Using the data below, gather each line that includes the word "styles".

START Data to use

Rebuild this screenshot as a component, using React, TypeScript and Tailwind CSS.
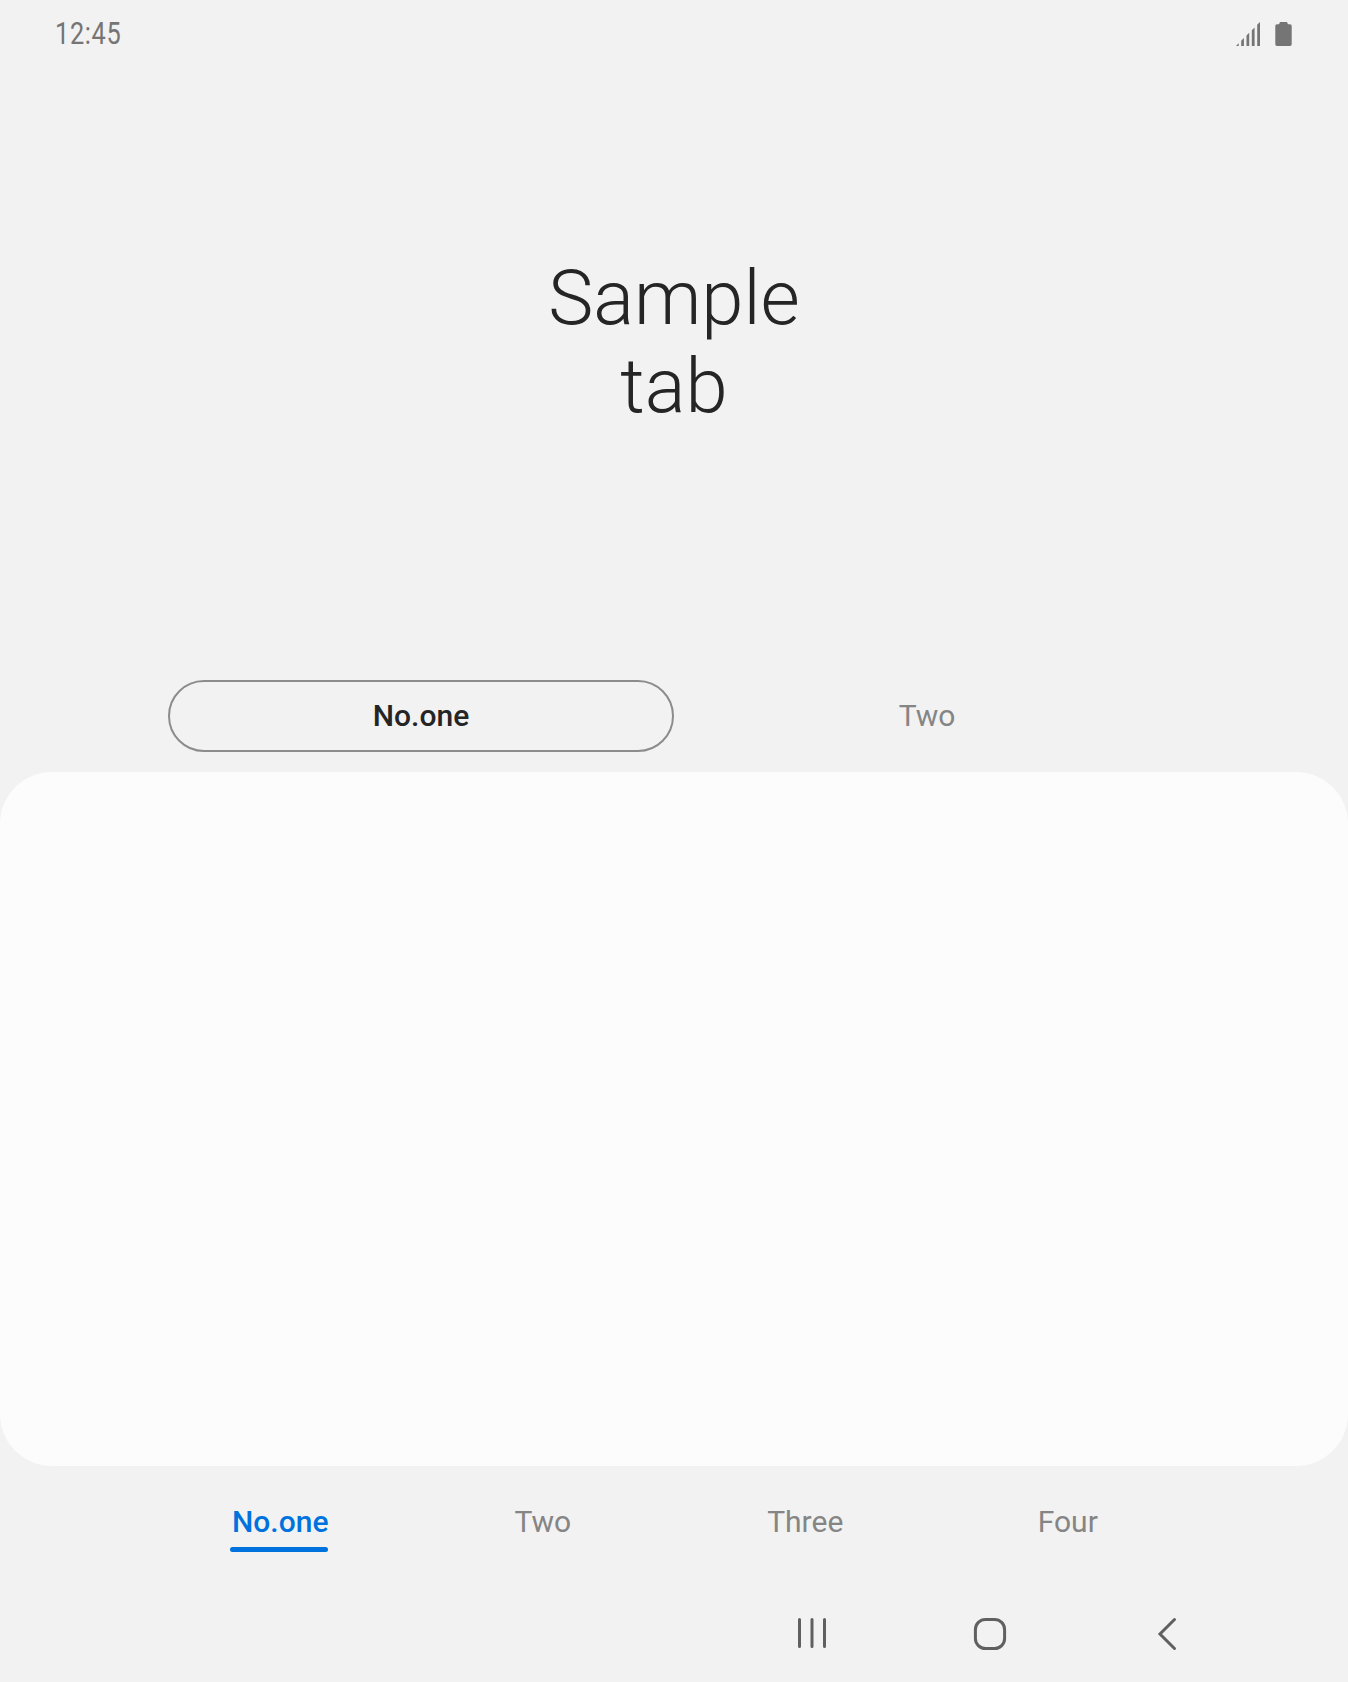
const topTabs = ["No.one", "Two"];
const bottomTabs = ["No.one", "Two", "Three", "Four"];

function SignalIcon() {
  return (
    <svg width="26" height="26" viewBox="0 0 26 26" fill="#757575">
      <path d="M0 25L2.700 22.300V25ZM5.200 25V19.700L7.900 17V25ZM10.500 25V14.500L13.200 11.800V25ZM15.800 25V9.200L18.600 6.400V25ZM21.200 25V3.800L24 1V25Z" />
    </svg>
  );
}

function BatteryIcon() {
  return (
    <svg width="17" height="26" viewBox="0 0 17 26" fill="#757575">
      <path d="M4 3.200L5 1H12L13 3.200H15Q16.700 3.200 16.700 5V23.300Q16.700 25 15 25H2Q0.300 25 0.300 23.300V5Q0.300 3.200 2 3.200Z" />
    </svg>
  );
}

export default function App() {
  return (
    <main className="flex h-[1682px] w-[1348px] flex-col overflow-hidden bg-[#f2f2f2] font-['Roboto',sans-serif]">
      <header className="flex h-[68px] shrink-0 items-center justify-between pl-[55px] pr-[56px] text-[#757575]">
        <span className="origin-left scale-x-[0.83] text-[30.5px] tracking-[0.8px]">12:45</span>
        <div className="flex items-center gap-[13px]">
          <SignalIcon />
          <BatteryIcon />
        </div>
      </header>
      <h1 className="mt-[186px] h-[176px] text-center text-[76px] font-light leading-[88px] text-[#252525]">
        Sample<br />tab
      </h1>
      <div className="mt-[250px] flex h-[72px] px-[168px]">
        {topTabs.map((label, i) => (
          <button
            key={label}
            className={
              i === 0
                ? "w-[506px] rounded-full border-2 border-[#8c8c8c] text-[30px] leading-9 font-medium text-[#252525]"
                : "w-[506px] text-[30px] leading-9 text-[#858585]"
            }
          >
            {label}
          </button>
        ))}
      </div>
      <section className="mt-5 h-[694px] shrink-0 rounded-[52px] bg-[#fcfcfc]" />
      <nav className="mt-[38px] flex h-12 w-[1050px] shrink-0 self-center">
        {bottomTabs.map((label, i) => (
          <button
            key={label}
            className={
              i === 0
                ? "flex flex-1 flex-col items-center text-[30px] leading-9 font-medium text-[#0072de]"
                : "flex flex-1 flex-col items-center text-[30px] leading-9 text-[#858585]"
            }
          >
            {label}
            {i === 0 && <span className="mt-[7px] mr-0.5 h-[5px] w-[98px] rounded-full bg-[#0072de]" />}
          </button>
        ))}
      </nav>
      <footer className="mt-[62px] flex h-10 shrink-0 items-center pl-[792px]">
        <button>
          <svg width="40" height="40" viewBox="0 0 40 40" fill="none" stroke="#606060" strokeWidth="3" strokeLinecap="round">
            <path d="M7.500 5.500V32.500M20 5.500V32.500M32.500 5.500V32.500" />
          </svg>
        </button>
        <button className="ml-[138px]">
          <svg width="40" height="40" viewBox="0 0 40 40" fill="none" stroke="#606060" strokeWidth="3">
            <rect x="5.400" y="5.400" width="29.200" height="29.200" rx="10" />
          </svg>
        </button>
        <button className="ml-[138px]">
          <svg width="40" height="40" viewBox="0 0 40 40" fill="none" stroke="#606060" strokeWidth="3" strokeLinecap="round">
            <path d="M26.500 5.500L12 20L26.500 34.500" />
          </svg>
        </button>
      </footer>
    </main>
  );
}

END Data to use
START Data to use

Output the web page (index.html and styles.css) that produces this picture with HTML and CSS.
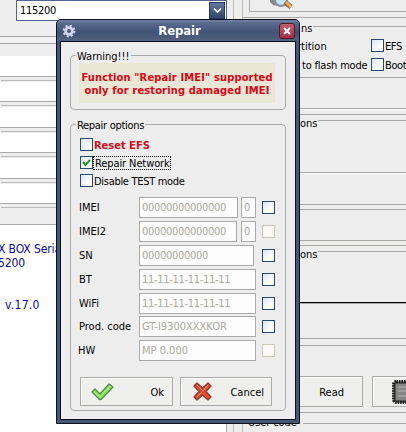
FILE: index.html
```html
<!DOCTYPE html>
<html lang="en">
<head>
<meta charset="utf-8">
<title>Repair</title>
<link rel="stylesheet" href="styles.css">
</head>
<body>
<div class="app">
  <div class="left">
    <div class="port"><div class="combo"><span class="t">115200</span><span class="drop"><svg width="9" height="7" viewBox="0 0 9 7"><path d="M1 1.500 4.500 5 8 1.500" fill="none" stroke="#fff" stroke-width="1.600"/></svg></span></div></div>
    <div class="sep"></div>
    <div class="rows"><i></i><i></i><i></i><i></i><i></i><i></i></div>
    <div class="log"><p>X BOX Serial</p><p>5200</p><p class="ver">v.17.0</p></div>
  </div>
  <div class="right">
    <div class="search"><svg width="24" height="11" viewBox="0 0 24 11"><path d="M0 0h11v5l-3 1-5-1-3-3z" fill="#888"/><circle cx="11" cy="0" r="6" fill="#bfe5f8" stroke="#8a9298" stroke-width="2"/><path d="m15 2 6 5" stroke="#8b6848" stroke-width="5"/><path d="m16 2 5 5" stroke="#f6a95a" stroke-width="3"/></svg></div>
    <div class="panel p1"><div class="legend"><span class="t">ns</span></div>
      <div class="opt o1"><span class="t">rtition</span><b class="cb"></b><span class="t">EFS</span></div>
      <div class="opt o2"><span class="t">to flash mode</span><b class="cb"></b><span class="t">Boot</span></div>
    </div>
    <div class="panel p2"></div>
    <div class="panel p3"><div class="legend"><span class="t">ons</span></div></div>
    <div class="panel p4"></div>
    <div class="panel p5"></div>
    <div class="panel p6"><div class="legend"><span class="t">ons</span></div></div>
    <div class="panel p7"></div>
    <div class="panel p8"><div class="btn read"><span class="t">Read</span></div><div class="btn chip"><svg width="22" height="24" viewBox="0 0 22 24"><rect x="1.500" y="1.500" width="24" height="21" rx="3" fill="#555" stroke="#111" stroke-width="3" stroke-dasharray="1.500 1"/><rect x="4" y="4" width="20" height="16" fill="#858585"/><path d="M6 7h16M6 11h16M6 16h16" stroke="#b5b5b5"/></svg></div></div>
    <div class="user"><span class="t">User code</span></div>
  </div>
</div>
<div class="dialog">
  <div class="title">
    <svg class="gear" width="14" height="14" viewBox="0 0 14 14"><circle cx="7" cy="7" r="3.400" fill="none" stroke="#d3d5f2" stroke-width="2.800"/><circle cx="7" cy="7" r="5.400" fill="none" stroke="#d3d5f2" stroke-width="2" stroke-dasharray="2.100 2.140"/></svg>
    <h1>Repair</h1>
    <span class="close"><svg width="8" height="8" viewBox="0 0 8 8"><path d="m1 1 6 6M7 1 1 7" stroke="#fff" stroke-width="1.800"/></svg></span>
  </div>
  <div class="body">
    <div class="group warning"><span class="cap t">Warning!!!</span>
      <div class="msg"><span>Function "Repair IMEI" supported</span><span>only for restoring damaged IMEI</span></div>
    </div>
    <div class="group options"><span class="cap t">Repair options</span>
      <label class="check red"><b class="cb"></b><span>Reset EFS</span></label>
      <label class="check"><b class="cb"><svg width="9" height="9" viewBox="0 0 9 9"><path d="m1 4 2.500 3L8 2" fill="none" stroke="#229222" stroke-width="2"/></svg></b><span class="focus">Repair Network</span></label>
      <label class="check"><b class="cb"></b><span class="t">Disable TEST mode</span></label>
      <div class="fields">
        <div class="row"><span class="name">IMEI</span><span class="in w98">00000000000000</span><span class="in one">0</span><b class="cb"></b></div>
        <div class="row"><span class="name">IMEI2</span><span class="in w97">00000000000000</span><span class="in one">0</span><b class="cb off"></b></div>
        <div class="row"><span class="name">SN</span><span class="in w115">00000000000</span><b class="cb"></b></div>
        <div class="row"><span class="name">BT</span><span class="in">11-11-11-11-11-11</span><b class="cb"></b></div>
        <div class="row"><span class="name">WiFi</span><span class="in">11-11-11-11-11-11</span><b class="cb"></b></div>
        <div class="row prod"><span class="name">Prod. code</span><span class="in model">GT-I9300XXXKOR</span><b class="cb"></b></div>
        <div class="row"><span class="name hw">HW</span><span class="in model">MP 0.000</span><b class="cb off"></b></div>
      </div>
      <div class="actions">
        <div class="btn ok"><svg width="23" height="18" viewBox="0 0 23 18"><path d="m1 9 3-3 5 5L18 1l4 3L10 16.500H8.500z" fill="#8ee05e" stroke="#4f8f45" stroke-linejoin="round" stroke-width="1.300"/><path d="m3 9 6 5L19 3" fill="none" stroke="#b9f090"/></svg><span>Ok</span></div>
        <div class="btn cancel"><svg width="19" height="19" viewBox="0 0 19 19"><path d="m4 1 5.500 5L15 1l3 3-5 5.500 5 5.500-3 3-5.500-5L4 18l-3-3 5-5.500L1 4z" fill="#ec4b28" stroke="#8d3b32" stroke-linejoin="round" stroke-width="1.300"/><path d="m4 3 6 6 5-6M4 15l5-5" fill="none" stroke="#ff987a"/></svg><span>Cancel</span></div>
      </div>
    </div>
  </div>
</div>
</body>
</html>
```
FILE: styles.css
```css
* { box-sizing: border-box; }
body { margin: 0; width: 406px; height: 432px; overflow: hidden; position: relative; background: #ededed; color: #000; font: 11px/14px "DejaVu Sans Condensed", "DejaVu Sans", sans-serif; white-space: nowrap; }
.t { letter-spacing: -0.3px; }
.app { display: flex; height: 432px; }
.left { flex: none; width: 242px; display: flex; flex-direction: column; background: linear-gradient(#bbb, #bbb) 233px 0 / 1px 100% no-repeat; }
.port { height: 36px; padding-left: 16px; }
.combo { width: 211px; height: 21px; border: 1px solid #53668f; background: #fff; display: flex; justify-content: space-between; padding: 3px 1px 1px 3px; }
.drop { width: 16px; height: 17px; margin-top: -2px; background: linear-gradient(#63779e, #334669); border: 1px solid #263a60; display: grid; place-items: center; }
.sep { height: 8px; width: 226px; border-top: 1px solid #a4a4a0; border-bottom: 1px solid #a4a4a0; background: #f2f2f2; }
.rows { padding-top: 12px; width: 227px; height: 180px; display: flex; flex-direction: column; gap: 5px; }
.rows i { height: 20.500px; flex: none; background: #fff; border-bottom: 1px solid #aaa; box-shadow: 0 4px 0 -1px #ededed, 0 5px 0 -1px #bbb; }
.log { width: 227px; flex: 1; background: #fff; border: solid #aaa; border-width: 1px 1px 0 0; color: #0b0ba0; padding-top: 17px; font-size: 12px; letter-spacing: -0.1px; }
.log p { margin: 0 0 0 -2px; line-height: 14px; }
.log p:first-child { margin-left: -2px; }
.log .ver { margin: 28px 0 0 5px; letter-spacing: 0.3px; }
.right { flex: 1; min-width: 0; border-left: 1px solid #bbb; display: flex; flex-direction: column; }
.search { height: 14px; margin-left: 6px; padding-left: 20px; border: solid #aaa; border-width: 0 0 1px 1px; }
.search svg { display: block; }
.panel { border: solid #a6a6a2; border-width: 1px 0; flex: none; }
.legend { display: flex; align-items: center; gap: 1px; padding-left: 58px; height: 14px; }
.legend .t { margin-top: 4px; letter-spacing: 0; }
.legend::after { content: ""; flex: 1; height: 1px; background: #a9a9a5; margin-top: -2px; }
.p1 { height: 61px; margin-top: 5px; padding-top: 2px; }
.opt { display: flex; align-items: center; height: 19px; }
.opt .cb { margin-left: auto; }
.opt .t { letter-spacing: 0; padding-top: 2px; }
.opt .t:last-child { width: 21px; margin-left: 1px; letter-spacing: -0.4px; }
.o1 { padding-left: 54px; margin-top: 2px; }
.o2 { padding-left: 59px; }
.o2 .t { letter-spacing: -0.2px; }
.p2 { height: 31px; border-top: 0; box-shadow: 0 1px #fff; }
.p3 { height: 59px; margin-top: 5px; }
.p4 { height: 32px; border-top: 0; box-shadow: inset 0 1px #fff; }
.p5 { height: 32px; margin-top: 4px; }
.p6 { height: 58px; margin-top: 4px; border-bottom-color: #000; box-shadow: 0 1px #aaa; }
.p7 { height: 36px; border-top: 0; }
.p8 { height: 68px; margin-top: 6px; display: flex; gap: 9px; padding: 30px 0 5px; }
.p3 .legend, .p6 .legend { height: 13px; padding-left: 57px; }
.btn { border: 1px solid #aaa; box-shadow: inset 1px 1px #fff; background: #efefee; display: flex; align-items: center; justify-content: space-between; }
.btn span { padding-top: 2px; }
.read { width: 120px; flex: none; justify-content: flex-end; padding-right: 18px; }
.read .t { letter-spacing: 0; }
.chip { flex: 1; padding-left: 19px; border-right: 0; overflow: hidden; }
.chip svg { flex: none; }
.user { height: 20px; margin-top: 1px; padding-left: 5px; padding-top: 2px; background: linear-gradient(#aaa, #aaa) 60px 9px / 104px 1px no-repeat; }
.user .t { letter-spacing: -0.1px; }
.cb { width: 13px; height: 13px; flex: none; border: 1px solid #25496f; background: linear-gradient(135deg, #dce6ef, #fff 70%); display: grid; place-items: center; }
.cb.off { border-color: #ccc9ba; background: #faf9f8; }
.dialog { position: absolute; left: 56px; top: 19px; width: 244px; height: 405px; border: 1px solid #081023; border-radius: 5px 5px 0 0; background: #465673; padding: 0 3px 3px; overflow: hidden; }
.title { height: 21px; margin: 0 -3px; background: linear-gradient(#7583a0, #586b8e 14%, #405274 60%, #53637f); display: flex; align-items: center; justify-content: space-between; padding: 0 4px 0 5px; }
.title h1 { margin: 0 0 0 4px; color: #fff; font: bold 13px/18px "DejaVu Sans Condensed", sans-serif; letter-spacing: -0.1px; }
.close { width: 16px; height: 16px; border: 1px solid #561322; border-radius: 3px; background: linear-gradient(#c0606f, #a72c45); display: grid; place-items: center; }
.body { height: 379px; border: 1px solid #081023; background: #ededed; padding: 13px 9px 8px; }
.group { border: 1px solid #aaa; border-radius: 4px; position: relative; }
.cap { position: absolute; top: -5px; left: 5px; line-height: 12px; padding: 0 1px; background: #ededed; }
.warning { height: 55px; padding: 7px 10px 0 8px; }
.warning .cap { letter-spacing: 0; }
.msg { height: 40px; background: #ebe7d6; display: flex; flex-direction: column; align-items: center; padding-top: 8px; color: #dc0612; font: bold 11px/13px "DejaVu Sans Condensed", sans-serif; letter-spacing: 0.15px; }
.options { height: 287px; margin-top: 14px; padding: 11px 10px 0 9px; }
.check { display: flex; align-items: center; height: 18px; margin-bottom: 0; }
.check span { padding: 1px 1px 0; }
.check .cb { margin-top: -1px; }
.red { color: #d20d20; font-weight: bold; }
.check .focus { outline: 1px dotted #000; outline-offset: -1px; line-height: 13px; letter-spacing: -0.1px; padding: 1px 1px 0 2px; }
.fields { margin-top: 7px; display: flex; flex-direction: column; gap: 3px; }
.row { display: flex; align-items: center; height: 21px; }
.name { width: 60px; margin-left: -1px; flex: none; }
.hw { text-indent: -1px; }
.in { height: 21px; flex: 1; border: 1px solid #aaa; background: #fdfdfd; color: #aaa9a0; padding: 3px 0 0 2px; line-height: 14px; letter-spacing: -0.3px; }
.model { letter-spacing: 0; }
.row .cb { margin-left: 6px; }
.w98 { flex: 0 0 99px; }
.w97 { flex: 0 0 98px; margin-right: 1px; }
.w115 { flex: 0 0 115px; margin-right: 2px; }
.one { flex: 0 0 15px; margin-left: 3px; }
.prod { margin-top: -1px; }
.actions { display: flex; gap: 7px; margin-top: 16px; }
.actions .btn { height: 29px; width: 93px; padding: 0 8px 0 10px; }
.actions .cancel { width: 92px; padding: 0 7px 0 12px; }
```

END Data to use

● **Solution to this task**:
Output the web page (index.html and styles.css) that produces this picture with HTML and CSS.
<link rel="stylesheet" href="styles.css">
FILE: styles.css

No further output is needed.